■ INSTRUCTIONS TO FOLLOW
Take each line containing "with" and report it exactly as written.

◇ ◇ ◇ ◇ ◇

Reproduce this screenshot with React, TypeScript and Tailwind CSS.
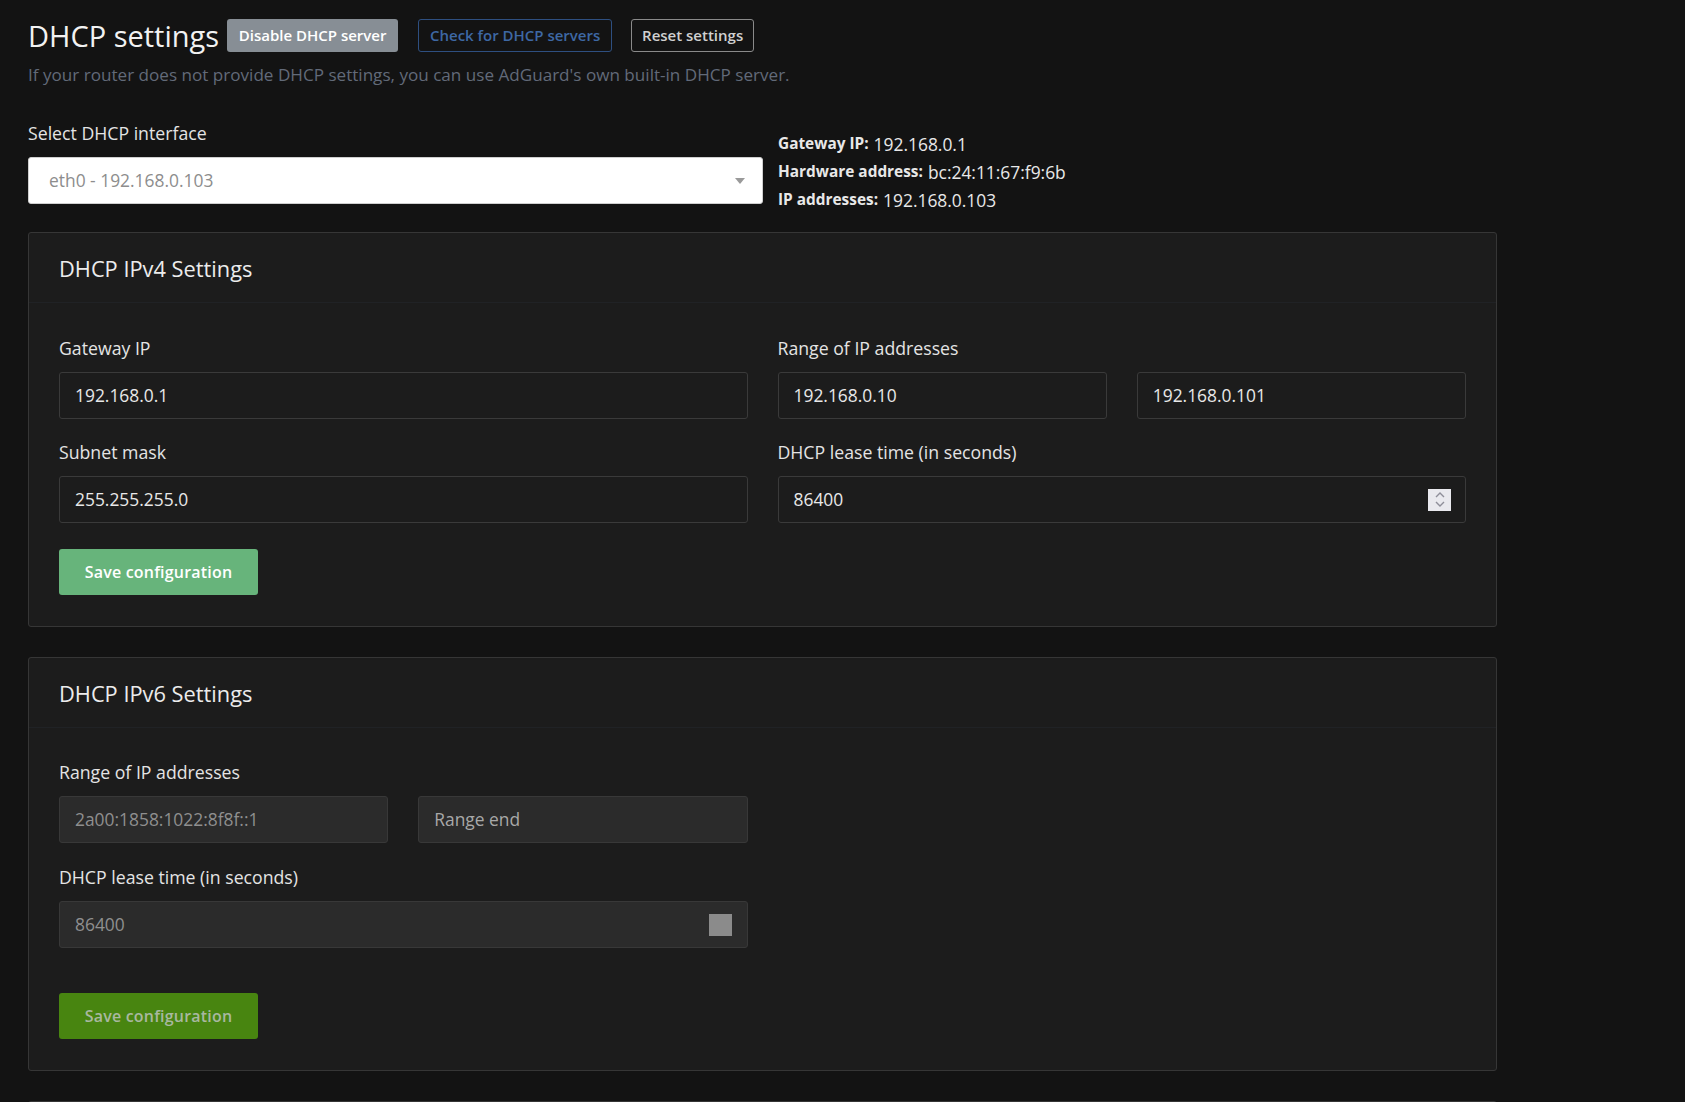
import React from "react";

function Label({ children }: { children: React.ReactNode }) {
  return <div className="text-[17.7px] leading-[24px] text-[#e4e4e4] mb-[12px]">{children}</div>;
}

function TextInput({ value, disabled, muted }: { value: string; disabled?: boolean; muted?: boolean }) {
  return (
    <div
      className={
        "h-[47px] w-full rounded-[3px] border flex items-center pl-[15px] text-[17.4px] " +
        (disabled
          ? "bg-[#2b2b2b] border-[#383838] text-[#8f8f8f]"
          : "bg-[#1c1c1c] border-[#3a3a3a] text-[#e8e8e8]")
      }
    >
      <span className={muted ? "text-[#a8a8a8]" : ""}>{value}</span>
    </div>
  );
}

function Spinner() {
  return (
    <div className="w-[23px] h-[22px] bg-[#e9e9ee] flex flex-col items-center justify-center gap-[3px]">
      <svg width="10" height="6" viewBox="0 0 10 6">
        <path d="M1 5 L5 1 L9 5" stroke="#8e8e99" strokeWidth="1.4" fill="none" />
      </svg>
      <svg width="10" height="6" viewBox="0 0 10 6">
        <path d="M1 1 L5 5 L9 1" stroke="#8e8e99" strokeWidth="1.4" fill="none" />
      </svg>
    </div>
  );
}

function CardHeader({ title }: { title: string }) {
  return (
    <div className="h-[70px] flex items-center px-[30px] border-b border-[#202225]">
      <h3 className="text-[21.8px] text-[#ececec] leading-none mt-[3px]">{title}</h3>
    </div>
  );
}

export default function App() {
  return (
    <div className="min-h-screen bg-[#131313] font-['Open_Sans',sans-serif] overflow-hidden">
      <div className="pl-[28px] pt-[14px] w-[1497px]">
        {/* Header */}
        <div className="flex items-center h-[42px]">
          <h1 className="text-[29px] leading-[40px] text-[#f2f2f2] mr-[8px] mt-[2px]">DHCP settings</h1>
          <button className="h-[33px] w-[171px] rounded-[3px] bg-[#878e95] text-white text-[15px] font-semibold">
            Disable DHCP server
          </button>
          <button className="ml-[20px] h-[33px] w-[194px] rounded-[3px] border border-[#2e4f80] text-[#3e68a4] text-[15px] font-semibold">
            Check for DHCP servers
          </button>
          <button className="ml-[19px] h-[33px] w-[123px] rounded-[3px] border border-[#8a8a8a] text-[#d0d0d0] text-[15px] font-semibold">
            Reset settings
          </button>
        </div>
        <p className="mt-[8px] text-[17.1px] leading-[22px] text-[#626a79]">
          If your router does not provide DHCP settings, you can use AdGuard's own built-in DHCP server.
        </p>

        {/* Interface row */}
        <div className="mt-[35px] flex gap-[15px] items-start">
          <div className="w-[735px]">
            <Label>Select DHCP interface</Label>
            <div className="h-[47px] w-full bg-white rounded-[3px] border border-[#cfcfcf] flex items-center justify-between pl-[20px] pr-[17px]">
              <span className="text-[17.4px] text-[#8d8d8d]">eth0 - 192.168.0.103</span>
              <svg width="10" height="6" viewBox="0 0 10 6">
                <path d="M0 0 L10 0 L5 6 Z" fill="#9a9a9a" />
              </svg>
            </div>
          </div>
          <div className="pt-[9px] text-[#e8e8e8]">
            <div className="h-[28px] flex items-center">
              <span className="font-bold text-[15.4px] mr-[5px]">Gateway IP:</span>
              <span className="text-[17.4px]">192.168.0.1</span>
            </div>
            <div className="h-[28px] flex items-center">
              <span className="font-bold text-[15.4px] mr-[5px]">Hardware address:</span>
              <span className="text-[17.4px]">bc:24:11:67:f9:6b</span>
            </div>
            <div className="h-[28px] flex items-center">
              <span className="font-bold text-[15.4px] mr-[5px]">IP addresses:</span>
              <span className="text-[17.4px]">192.168.0.103</span>
            </div>
          </div>
        </div>

        {/* IPv4 card */}
        <div className="mt-[18px] w-[1469px] bg-[#1c1c1c] border border-[#363636] rounded-[3px]">
          <CardHeader title="DHCP IPv4 Settings" />
          <div className="px-[30px] pt-[33px] pb-[31px]">
            <div className="grid grid-cols-2 gap-x-[30px]">
              <div>
                <Label>Gateway IP</Label>
                <TextInput value="192.168.0.1" />
                <div className="mt-[21px]">
                  <Label>Subnet mask</Label>
                  <TextInput value="255.255.255.0" />
                </div>
              </div>
              <div>
                <Label>Range of IP addresses</Label>
                <div className="grid grid-cols-2 gap-x-[30px]">
                  <TextInput value="192.168.0.10" />
                  <TextInput value="192.168.0.101" />
                </div>
                <div className="mt-[21px]">
                  <Label>DHCP lease time (in seconds)</Label>
                  <div className="h-[47px] w-full rounded-[3px] border bg-[#1c1c1c] border-[#3a3a3a] text-[#e8e8e8] flex items-center justify-between pl-[15px] pr-[14px] text-[17.4px]">
                    <span>86400</span>
                    <Spinner />
                  </div>
                </div>
              </div>
            </div>
            <button className="mt-[26px] h-[46px] w-[199px] rounded-[3px] bg-[#67b47b] text-white text-[16px] font-semibold tracking-[0.2px]">
              Save configuration
            </button>
          </div>
        </div>

        {/* IPv6 card */}
        <div className="mt-[30px] w-[1469px] bg-[#1c1c1c] border border-[#363636] rounded-[3px]">
          <CardHeader title="DHCP IPv6 Settings" />
          <div className="px-[30px] pt-[32px] pb-[31px]">
            <div className="grid grid-cols-2 gap-x-[30px]">
              <div>
                <Label>Range of IP addresses</Label>
                <div className="grid grid-cols-2 gap-x-[30px]">
                  <TextInput value="2a00:1858:1022:8f8f::1" disabled />
                  <TextInput value="Range end" disabled muted />
                </div>
                <div className="mt-[22px]">
                  <Label>DHCP lease time (in seconds)</Label>
                  <div className="h-[47px] w-full rounded-[3px] border bg-[#2b2b2b] border-[#383838] text-[#8f8f8f] flex items-center justify-between pl-[15px] pr-[15px] text-[17.4px]">
                    <span>86400</span>
                    <div className="w-[23px] h-[22px] bg-[#8b8b8b]" />
                  </div>
                </div>
              </div>
              <div />
            </div>
            <button className="mt-[45px] h-[46px] w-[199px] rounded-[3px] bg-[#488510] text-[#a9b8a0] text-[16px] font-semibold tracking-[0.2px]">
              Save configuration
            </button>
          </div>
        </div>

        {/* Next card (partially visible) */}
        <div className="mt-[30px] w-[1469px] h-[200px] bg-[#1c1c1c] border border-[#363636] rounded-[3px]" />
      </div>
    </div>
  );
}
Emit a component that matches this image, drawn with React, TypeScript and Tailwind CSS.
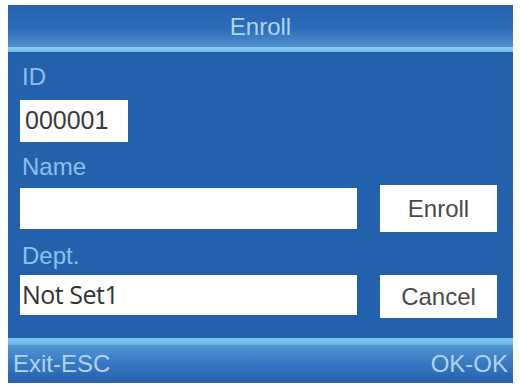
export default function App() {
  return (
    <div className="w-[520px] h-[387px] bg-white pt-[5px] pb-[4px] pl-[8px] pr-[7px] font-['Liberation_Sans',Arial,sans-serif]">
      <div className="flex flex-col h-full bg-[#2361ad]">
        {/* header */}
        <div className="h-[47px] shrink-0 flex flex-col bg-gradient-to-b from-[#2462b0] via-[#2d6cb8] to-[#5a9ad6]">
          <div className="flex-1 flex items-center justify-center text-[24px] leading-[24px] text-[#b0d4f4] pt-[2px]">
            Enroll
          </div>
          <div className="h-[5px] bg-gradient-to-b from-[#8fd2f2] to-[#6fb6e6]" />
        </div>

        <div className="flex-1 flex flex-col px-[12px] pt-[13px]">
          <div className="text-[24px] leading-[24px] text-[#8cc0ee] pl-[2px]">ID</div>
          <div className="mt-[11px] w-[108px] h-[42px] bg-white flex items-center px-[5px] text-[25px] text-[#3a3a3a]">
            000001
          </div>

          <div className="mt-[13px] text-[24px] leading-[24px] text-[#8cc0ee] pl-[2px]">Name</div>
          <div className="mt-[6px] flex items-center">
            <div className="w-[337px] h-[41px] bg-white" />
            <div className="ml-[23px] w-[117px] h-[47px] bg-white flex items-center justify-center text-[24px] text-[#4a4a4a]">
              Enroll
            </div>
          </div>

          <div className="mt-[12px] text-[24px] leading-[24px] text-[#8cc0ee] pl-[2px]">Dept.</div>
          <div className="mt-[7px] flex items-start">
            <div className="w-[337px] h-[40px] bg-white flex items-center px-[2px] text-[25px] text-[#333] font-['Open_Sans',sans-serif] tracking-[-0.5px]">
              Not Set1
            </div>
            <div className="ml-[23px] w-[117px] h-[43px] bg-white flex items-center justify-center text-[24px] text-[#4a4a4a]">
              Cancel
            </div>
          </div>
        </div>

        {/* footer */}
        <div className="h-[45px] shrink-0 flex flex-col bg-gradient-to-b from-[#5fa6dc] via-[#3b7cc4] to-[#2560ad]">
          <div className="h-[7px] bg-gradient-to-b from-[#7cc6ec] to-[#6ab4e4]" />
          <div className="flex-1 flex items-center justify-between px-[5px] text-[24px] leading-[24px] text-[#b0d4f2]">
            <span>Exit-ESC</span>
            <span>OK-OK</span>
          </div>
        </div>
      </div>
    </div>
  )
}
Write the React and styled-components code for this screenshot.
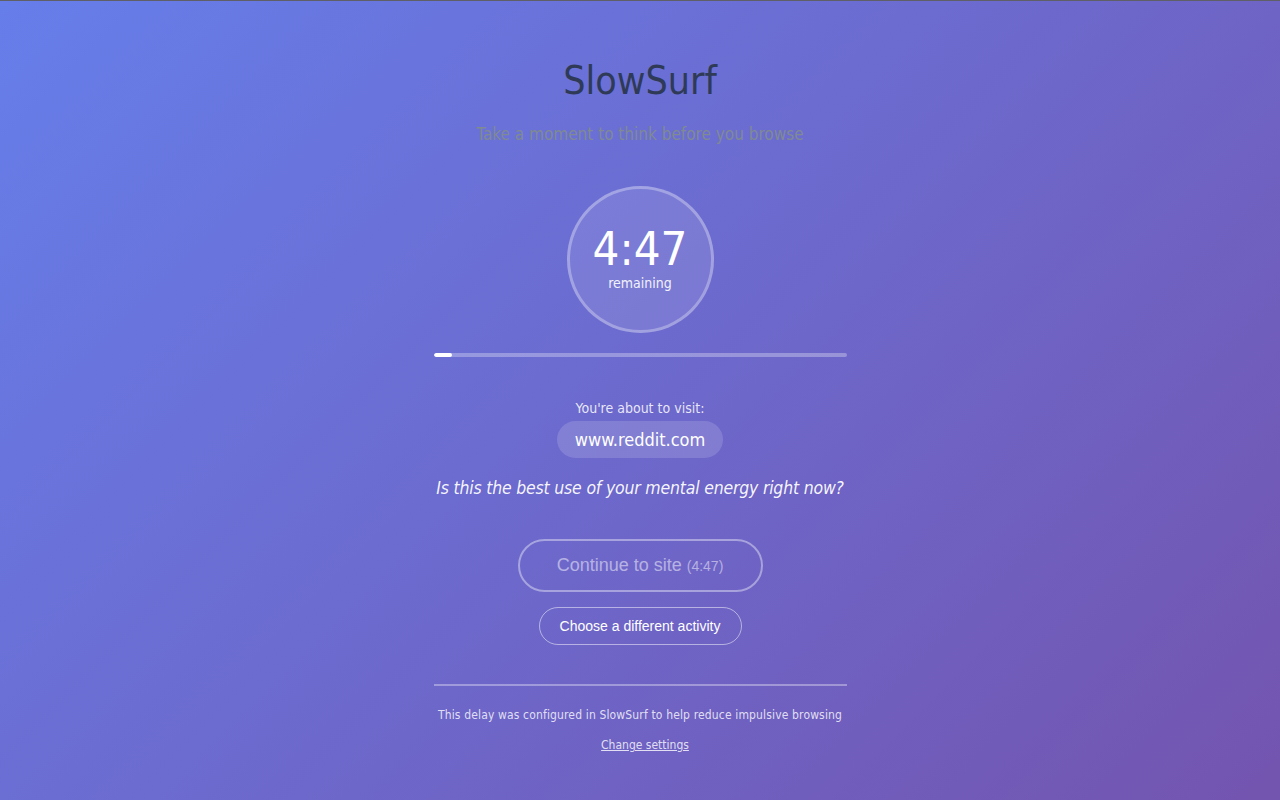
import React from 'react';
import styled, { createGlobalStyle } from 'styled-components';

const GlobalStyle = createGlobalStyle`
  html, body {
    margin: 0;
    padding: 0;
    height: 100%;
  }
  body {
    font-family: "DejaVu Sans Condensed", "DejaVu Sans", sans-serif;
  }
`;

const Page = styled.div`
  min-height: 800px;
  box-sizing: border-box;
  border-top: 1px solid #5f5f68;
  background: linear-gradient(135deg, #667eea 0%, #764ba2 122%);
  display: flex;
  justify-content: center;
`;

const Container = styled.div`
  width: 413px;
  display: flex;
  flex-direction: column;
  align-items: center;
  padding-top: 56px;
`;

const Title = styled.h1`
  margin: 0;
  font-size: 39px;
  font-weight: normal;
  color: #2e3a56;
  line-height: 48px;
`;

const Subtitle = styled.p`
  margin: 19px 0 0;
  font-size: 17px;
  color: #7f8a93;
  line-height: 20px;
`;

const Circle = styled.div`
  margin-top: 42px;
  width: 141px;
  height: 141px;
  border-radius: 50%;
  border: 3px solid rgba(255, 255, 255, 0.3);
  background: rgba(255, 255, 255, 0.1);
  display: flex;
  flex-direction: column;
  align-items: center;
  justify-content: center;
  color: #fff;
`;

const Time = styled.div`
  font-size: 47px;
  line-height: 50px;
`;

const Remaining = styled.div`
  font-size: 14px;
  line-height: 16px;
  margin-top: 1px;
  margin-bottom: 4px;
  opacity: 0.9;
`;

const Track = styled.div`
  margin-top: 20px;
  width: 100%;
  height: 4px;
  border-radius: 2px;
  background: rgba(255, 255, 255, 0.3);
  overflow: hidden;
`;

const Fill = styled.div`
  height: 100%;
  background: #fff;
  border-radius: 2px;
`;

const VisitLabel = styled.p`
  margin: 42px 0 0;
  font-size: 14px;
  line-height: 18px;
  color: rgba(255, 255, 255, 0.85);
`;

const UrlPill = styled.div`
  margin-top: 4px;
  padding: 0 18px;
  height: 37px;
  line-height: 37px;
  border-radius: 19px;
  background: rgba(255, 255, 255, 0.15);
  color: #fff;
  font-size: 18px;
`;

const Question = styled.p`
  margin: 19px 0 0;
  font-size: 17.5px;
  letter-spacing: -0.2px;
  line-height: 22px;
  white-space: nowrap;
  font-style: italic;
  color: rgba(255, 255, 255, 0.95);
`;

const PillButton = styled.button`
  font-family: "Liberation Sans", Arial, sans-serif;
  background: transparent;
  cursor: pointer;
  box-sizing: border-box;
  border-style: solid;
  border-width: ${p => (p.$primary ? '2px' : '1px')};
  border-color: ${p => (p.$primary ? 'rgba(255,255,255,0.4)' : 'rgba(255,255,255,0.5)')};
  border-radius: 30px;
  color: ${p => (p.$primary ? 'rgba(255,255,255,0.5)' : '#fff')};
  font-size: ${p => (p.$primary ? '18px' : '14px')};
  width: ${p => (p.$primary ? '245px' : '203px')};
  height: ${p => (p.$primary ? '53px' : '38px')};
  margin-top: ${p => (p.$primary ? '40px' : '15px')};
  padding: 0;
`;

const Small = styled.span`
  font-size: 14px;
`;

const Divider = styled.hr`
  margin: 39px 0 0;
  width: 100%;
  border: none;
  height: 2px;
  background: rgba(255, 255, 255, 0.35);
`;

const Footer = styled.p`
  margin: 21px 0 0;
  font-size: 12px;
  letter-spacing: 0.15px;
  line-height: 16px;
  white-space: nowrap;
  color: rgba(255, 255, 255, 0.8);
`;

const SettingsLink = styled.a`
  margin-top: 14px;
  margin-left: 10px;
  font-size: 12px;
  line-height: 16px;
  color: rgba(255, 255, 255, 0.8);
  text-decoration: underline;
  cursor: pointer;
`;

export default function App() {
  const progress = 4.4;
  return (
    <>
      <GlobalStyle />
      <Page>
        <Container>
          <Title>SlowSurf</Title>
          <Subtitle>Take a moment to think before you browse</Subtitle>
          <Circle>
            <Time>4:47</Time>
            <Remaining>remaining</Remaining>
          </Circle>
          <Track>
            <Fill style={{ width: `${progress}%` }} />
          </Track>
          <VisitLabel>You're about to visit:</VisitLabel>
          <UrlPill>www.reddit.com</UrlPill>
          <Question>Is this the best use of your mental energy right now?</Question>
          <PillButton $primary disabled>
            Continue to site <Small>(4:47)</Small>
          </PillButton>
          <PillButton>Choose a different activity</PillButton>
          <Divider />
          <Footer>This delay was configured in SlowSurf to help reduce impulsive browsing</Footer>
          <SettingsLink>Change settings</SettingsLink>
        </Container>
      </Page>
    </>
  );
}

◇ ◇ ◇ ◇ ◇

■ THE ANSWER
Reproduce this screenshot with React, TypeScript and Tailwind CSS.
Emit a component that matches this image, drawn with React, TypeScript and Tailwind CSS.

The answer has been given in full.